Le film de Michel Toesca semble avoir fait l'objet d'une écriture minimaliste. En tout cas, l'actualité a rattrapé l'écriture car la médiatisation de Cédric Herroux, gros sujet, arrive après le début de la réalisation et était difficilement prévisible. La caméra qui filme Cédric Herroux, sa maison et ses invités, est un invité comme les autres, qui les regarde à la même hauteur, sans s'éviter les bizarreries et hurluberlus souvent laissés hors-champ dans les documentaires dits engagés.
L'artiste narcissique un peu illuminé, qui vient aider juste avec son art, il est là, on lui la parole. L'infirmière un peu à l'ouest, et son franglais a droit à une séquence entière du film. Quand un migrant parle à la caméra, c'est pour défendre la fermeture des frontières françaises. Faut-il montrer Cédric Herroux aviné chantant avec ses amis ? La question ne se pose pas. Le moment a été intéressant, Michel Toesca le met dans son montage.
Cette naïveté à montrer tout ce qui passe et nous interpelle, mais surtout ce qui nous amuse et nous fait sourire, dans un sujet souvent traité avec gravité, confère à ce qu'on regarde une grande honnêteté. Difficile après ça de parler de réelles motivations cachées du protagoniste, par exemple. En effet, Cédric Herroux ne se cache pas d'aider les autres d'abord pour lui-même. A le voir vivre, il n'y a pas de lucratif. Quand il change de voiture, il s'en vante. Son absence de stratégie médiatique par exemple, peut être critiquée, mais elle témoigne de cette honnêteté intellectuelle dont il fait preuve à chaque intervention dans le film.

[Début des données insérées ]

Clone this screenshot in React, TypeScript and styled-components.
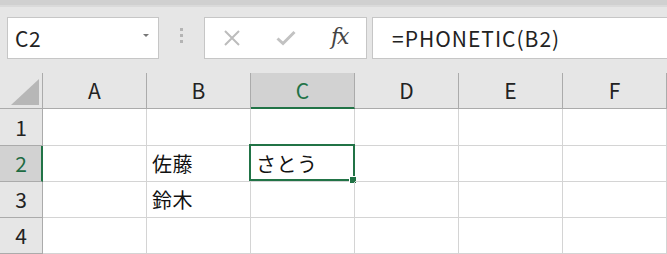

De cette manière, le flegme de cette bande de joyeux désinvoltes qui veulent juste passer fera évidemment contraste avec la violence institutionnelle qui les empêche de "juste passer". Mais l'image est si peu esthétisée, les lieux et personnages si peu valorisés (sauf le beau paysage), qu'il est difficile d'y voir la construction d'un discours. Le film se veut témoignage. Il construit un récit bien sûr, mais pas un argumentaire.
Libre est intéressant à regarder pour quiconque s'intéresse au sujet. Mais d'un point de vue documentaire, il est surtout intéressant pour ce qu'il n'est pas. Il s'évite les poncifs du genre que l'on est en droit de craindre. Si vous les craignez, je vous rassure donc: pas de voix off moralisatrice faussement sage, pas de gentils blancs révoltés qui menacent les politiques les larmes aux yeux, pas de regard caméra interminable sur un si mignon enfant étranger, pas de cadrage vu de haut sur la maigreur et la fatigue d'un miséreux sous trois notes de piano en mineur. On est assis ou debout là, parmi eux, et on se surprend dans les déboires avec la santé, la police, et la politique, à regarder une comédie.